**DIRECTION**:
From the material below, list every line containing "this".

--- Start INPUT ROWS ---

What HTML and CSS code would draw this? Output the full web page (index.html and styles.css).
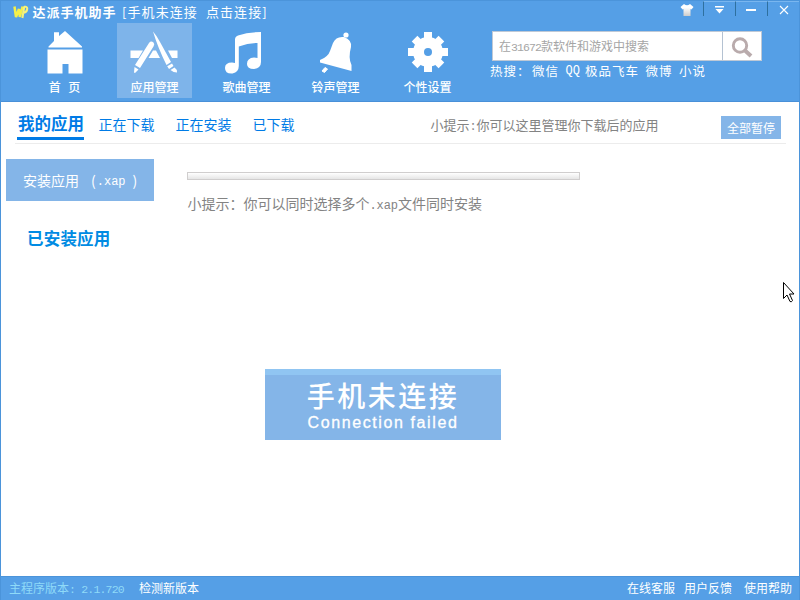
FILE: index.html
```html
<!DOCTYPE html>
<html lang="zh-CN">
<head>
<meta charset="utf-8">
<title>达派手机助手</title>
<link rel="stylesheet" href="styles.css">
</head>
<body>
<div class="window">
  <header class="header">
    <div class="brand-side">
      <div class="titlebar">
        <svg class="logo" width="16" height="14" viewBox="0 0 16 14" fill="none" stroke-linejoin="bevel">
          <path d="M1.500 1.500L3 12L6 4L6.800 12L9.600 1.500" stroke="#f5f04a" stroke-width="2.500"/>
          <path d="M9.400 13L11.200 1.800H12.500Q14.800 2 14 4.800Q13.400 7.800 10 7.700" stroke="#f8f27a" stroke-width="2.100"/>
        </svg>
        <span class="app-name">达派手机助手</span>
        <span class="status">[<span class="status-a">手机未连接</span><span class="status-b">点击连接</span>]</span>
      </div>
      <nav class="nav">
        <a class="nav-item">
          <svg class="icon" width="46" height="46" viewBox="0 0 46 46" fill="#fff">
            <path d="M6.500 17.500L12 12V3.200H17V7L23 2L40 17.500V18.500H6.500Z"/>
            <path d="M5.500 20.500H40.500V44.500H26.500V35H20.500V44.500H5.500Z"/>
          </svg>
          <span class="label label-home">首 页</span>
        </a>
        <a class="nav-item active">
          <svg class="icon" width="50" height="46" viewBox="0 0 50 46" fill="#fff">
            <path d="M.5 21.500H13L8.500 29H.5ZM38 21.500H47.500V29H42ZM23 21.500H26L30 29H18.500Z"/>
            <path d="M19 14Q21 11.500 23.500 13.500Q25 15 23.500 17.500L10 39L5 36ZM4.500 38L8.500 40.500L5 44L4 43.500Z"/>
            <path d="M23 2.500Q27 7 30 13L41 33L36.500 36Q28 19 23 2.500ZM37.200 37.200L42 34.500L43.500 37L39 40ZM40.500 41L44.500 38.500Q47 40 47 43.500Q43.500 43.500 40.500 41Z"/>
          </svg>
          <span class="label">应用管理</span>
        </a>
        <a class="nav-item">
          <svg class="icon icon-music" width="46" height="46" viewBox="0 0 46 46" fill="#fff">
            <path d="M14 10.500Q14 7.500 17 6.500Q27 3 40 3V33Q40 39 33 40Q26 40 26 35Q26 29 33 28.500Q35 28.500 36.500 29V14Q27 14 17.800 17.500V37Q17.800 43 11.500 44.500Q4 45 4 39Q4 33.500 11 33.500L14 34Z"/>
          </svg>
          <span class="label">歌曲管理</span>
        </a>
        <a class="nav-item">
          <svg class="icon" width="46" height="46" viewBox="0 0 46 46" fill="#fff">
            <circle cx="33" cy="6" r="2.600"/>
            <path d="M20 14Q23 7 31 8Q39 11 38 18Q35 29 38.500 36V42L7 33.500V31Q15 28 17 22Z"/>
            <path d="M12 38.500L14.500 40L11.500 43.500L9 42Z" stroke="#fff" stroke-linejoin="round"/>
          </svg>
          <span class="label">铃声管理</span>
        </a>
        <a class="nav-item">
          <svg class="icon" width="46" height="46" viewBox="-23 -23 46 46">
            <g fill="#fff">
              <circle r="15"/>
              <path d="M-4-20H4V20H-4Z"/>
              <path d="M-20-4V4H20V-4Z"/>
              <path d="M-4-19H4V19H-4Z" transform="rotate(45)"/>
              <path d="M-4-19H4V19H-4Z" transform="rotate(-45)"/>
            </g>
            <circle r="4" fill="#559fe6"/>
          </svg>
          <span class="label">个性设置</span>
        </a>
      </nav>
    </div>
    <div class="tools">
      <div class="controls">
        <svg class="shirt" width="14" height="14" viewBox="0 0 14 14">
          <defs><linearGradient id="cloth" x2="0" y2="1"><stop offset=".3" stop-color="#fff"/><stop offset="1" stop-color="#ccc"/></linearGradient></defs>
          <path d="M4 1Q7 3.500 10 1L13.500 4L11.500 6.500L10.500 6V13H3.500V6L2.500 6.500L.5 4Z" fill="url(#cloth)"/>
        </svg>
        <span class="control"><svg width="12" height="10" viewBox="0 0 12 10" fill="#fff"><path d="M1 1H10V2.500H1ZM1.500 4H9.500L5.500 8.500Z"/></svg></span>
        <span class="control"><svg width="12" height="10" viewBox="0 0 12 10" fill="#fff"><path d="M0 4H10V6H0Z"/></svg></span>
        <span class="control"><svg width="12" height="10" viewBox="0 0 12 10" stroke="#fff" stroke-width="1.100"><path d="M2 1L10 9M10 1L2 9"/></svg></span>
      </div>
      <div class="search">
        <span class="search-input">在<span class="digits">31672</span>款软件和游戏中搜索</span>
        <span class="search-button">
          <svg width="22" height="22" viewBox="0 0 22 22" fill="none" stroke="#b9abac"><circle cx="9" cy="8.500" r="6.700" stroke-width="2.900"/><path d="M14 13.500L20 19" stroke-width="4"/></svg>
        </span>
      </div>
      <div class="hot"><span class="hot-title">热搜：</span><span>微信</span><span class="qq">QQ</span><span>极品飞车</span><span>微博</span><span>小说</span></div>
    </div>
  </header>

  <main class="main">
    <div class="tabs">
      <a class="tab current">我的应用</a>
      <a class="tab">正在下载</a>
      <a class="tab">正在安装</a>
      <a class="tab">已下载</a>
      <span class="tip">小提示<span class="colon">:</span>你可以这里管理你下载后的应用</span>
      <a class="pause">全部暂停</a>
    </div>
    <div class="content">
      <aside class="side">
        <a class="install">安装应用<span class="paren">(</span><span class="ext">.xap</span><span class="paren-end">)</span></a>
        <h2 class="installed">已安装应用</h2>
      </aside>
      <section class="progress">
        <div class="bar"></div>
        <p class="hint">小提示：你可以同时选择多个<span class="mono">.xap</span>文件同时安装</p>
      </section>
    </div>
    <div class="notice">
      <div class="notice-cn">手机未连接</div>
      <div class="notice-en">Connection failed</div>
    </div>
  </main>

  <footer class="footer">
    <span class="version">主程序版本<span class="mono-small">: 2.1.720</span></span>
    <a>检测新版本</a>
    <span class="links"><a>在线客服</a><a>用户反馈</a><a>使用帮助</a></span>
  </footer>
  <svg class="cursor" width="13" height="22" viewBox="0 0 13 22"><path d="M1.500 1.500V17.500L5 14L8 20.500Q9.500 21.500 10.500 19.500L7.500 13H12Z" fill="#fff" stroke="#000"/></svg>
</div>
</body>
</html>
```
FILE: styles.css
```css
* { box-sizing: border-box; }
body {
  margin: 0;
  font: 12px/16px "Noto Sans CJK SC", sans-serif;
  color: #fff;
}
.window {
  position: relative;
  width: 800px;
  height: 600px;
  display: flex;
  flex-direction: column;
  background: #fff;
  border: solid #4b94da;
  border-width: 0 1px;
  overflow: hidden;
  white-space: nowrap;
}

.header {
  height: 102px;
  display: flex;
  background: #559fe6;
  border-top: 1px solid #4b94da;
  border-bottom: 1px solid #4990d8;
}
.brand-side { width: 489px; }
.titlebar {
  height: 22px;
  padding-left: 12px;
  display: flex;
  align-items: center;
}
.app-name {
  width: 84px;
  margin-left: 3.500px;
  font-size: 13px;
  font-weight: 700;
  letter-spacing: 1px;
}
.status {
  margin-left: 5.500px;
  font-size: 13px;
  letter-spacing: 1.080px;
}
.status-b { margin-left: 8px; }
.nav {
  display: grid;
  grid-template-columns: 90px 92px 89px 92px 75px;
  padding-left: 26px;
}
.nav-item {
  width: 75px;
  height: 75px;
  display: flex;
  flex-direction: column;
  align-items: center;
  padding-top: 6px;
}
.nav-item.active { background: #7eb4ea; }
.icon-music { margin-left: -6px; }
.label {
  margin-top: 4px;
  font-weight: 500;
}
.label-home { word-spacing: 5px; }

.tools { flex: 1; }
.controls {
  height: 30px;
  display: flex;
  justify-content: flex-end;
}
.shirt { margin: 2px 9px 0 0; }
.control {
  width: 32px;
  height: 15px;
  display: flex;
  justify-content: center;
  align-items: center;
  padding-top: 2px;
  border-left: 1px solid #2e709f;
  border-top: 1px solid #79b6ef;
}
.search {
  width: 270px;
  height: 30px;
  margin-left: 2px;
  display: flex;
  background: #fff;
  border: 1px solid #bfc9d6;
}
.search-input {
  width: 230px;
  padding-left: 6px;
  line-height: 27px;
  color: #a5a5a5;
  border-right: 1px solid #b4c2d2;
}
.digits {
  font: 11.500px "Liberation Mono", monospace;
  letter-spacing: -0.9px;
}
.search-button {
  flex: 1;
  display: flex;
  align-items: center;
  justify-content: center;
  padding-top: 3px;
}
.hot {
  display: flex;
  margin-top: 2px;
  font-size: 12.500px;
  letter-spacing: 1px;
  gap: 6.500px;
}
.hot-title { width: 35.500px; }
.qq {
  width: 13px;
  font: 12px/17px "Liberation Mono", monospace;
  letter-spacing: 0;
}

.main {
  flex: 1;
  display: flex;
  flex-direction: column;
}
.tabs {
  width: 771px;
  height: 42px;
  margin-left: 14px;
  padding-left: 2px;
  display: flex;
  border-bottom: 1px solid #ececec;
}
.tab {
  margin-right: 21px;
  font-size: 14px;
  line-height: 45px;
  color: #007be6;
}
.tab.current {
  width: 67px;
  height: 38px;
  margin-right: 14.500px;
  padding-left: 1px;
  font-size: 16.500px;
  font-weight: 700;
  line-height: 43px;
  border-bottom: 3px solid #007be6;
}
.tip {
  margin-left: 115px;
  font-size: 13px;
  line-height: 45px;
  color: #838383;
}
.colon { display: inline-block; width: 7px; text-align: center; }
.pause {
  width: 60px;
  height: 23px;
  margin: 14px 5px 0 auto;
  line-height: 24px;
  text-align: center;
  background: #84b5e8;
}
.content {
  height: 225px;
  display: flex;
  padding: 15px 0 0 5px;
}
.side { width: 181px; }
.install {
  display: flex;
  width: 148px;
  height: 42px;
  padding-left: 17px;
  font-size: 14px;
  line-height: 43px;
  background: #84b5e8;
}
.paren { margin-left: 12px; }
.ext {
  margin-left: 1px;
  font: 12px/46px "Liberation Mono", monospace;
}
.paren-end { margin-left: 7px; }
.installed {
  margin: 27px 0 0 21px;
  font-size: 16.500px;
  line-height: 21px;
  letter-spacing: .2px;
  color: #008be3;
}
.bar {
  width: 393px;
  height: 8px;
  margin-top: 13px;
  background: linear-gradient(#fff, #e6e6e6);
  border: 1px solid #d0cece;
}
.hint {
  margin: 14px 0 0 .5px;
  font-size: 14px;
  line-height: 18px;
  color: #838383;
}
.mono {
  font: 12px "Liberation Mono", monospace;
  letter-spacing: -0.1px;
}
.notice {
  width: 236px;
  height: 71px;
  margin-left: 264px;
  padding-top: 6px;
  background: #84b5e8;
  border-top: 6px solid #90c5f2;
  text-align: center;
}
.notice-cn {
  height: 32px;
  font-size: 28px;
  font-weight: 500;
  line-height: 28px;
  letter-spacing: 2.500px;
}
.notice-en {
  margin-top: 1px;
  font: 16px/18px "Liberation Sans", sans-serif;
  letter-spacing: 1.600px;
  -webkit-text-stroke: .3px #fff;
}

.footer {
  height: 24px;
  display: flex;
  padding: 0 7px 0 8px;
  line-height: 22px;
  background: #559fe6;
  border-top: 1px solid #4b94da;
}
.version {
  width: 130px;
  color: #8fdaf8;
}
.mono-small {
  font: 11.500px "Liberation Mono", monospace;
  letter-spacing: -.8px;
}
.links {
  display: flex;
  margin-left: auto;
}
.links a { margin-left: 9px; }
.links a:last-child { margin-left: 12px; }
.cursor {
  position: absolute;
  left: 781px;
  top: 281px;
}
```
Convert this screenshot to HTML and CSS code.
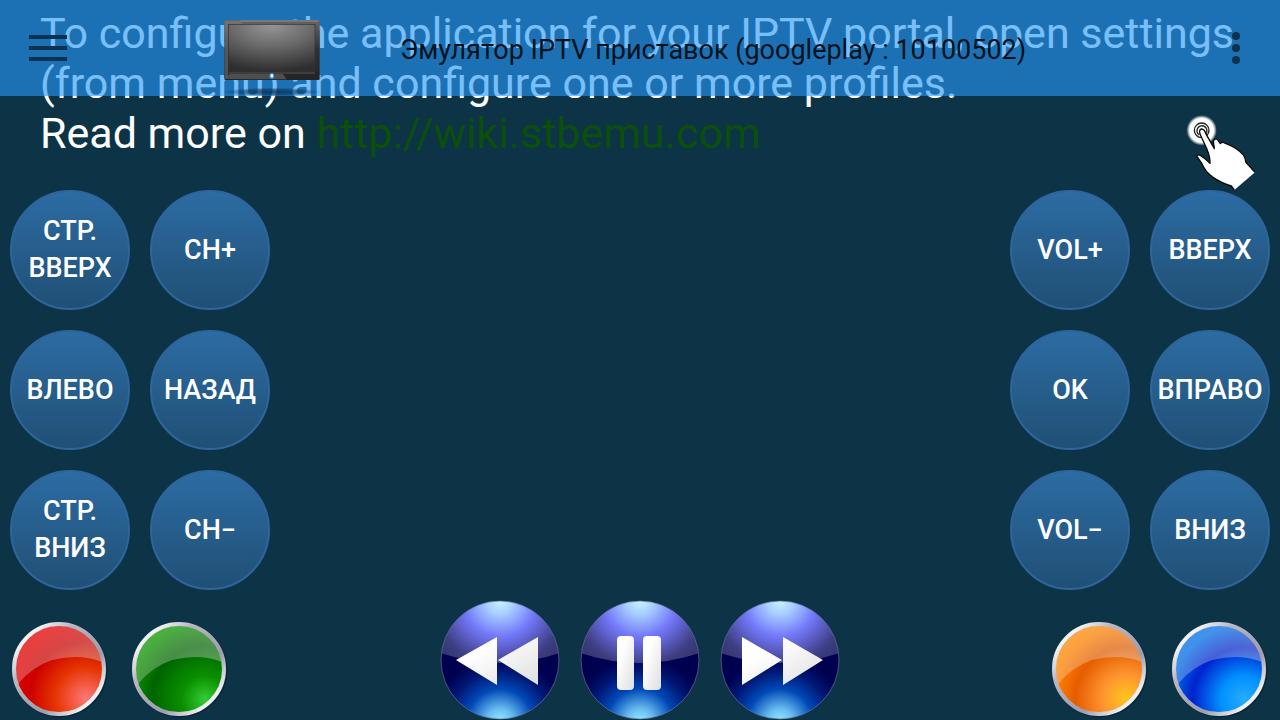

--- End INPUT ROWS ---

**EXERCISE SOLUTION**:
What HTML and CSS code would draw this? Output the full web page (index.html and styles.css).
Convert this screenshot to HTML and CSS code.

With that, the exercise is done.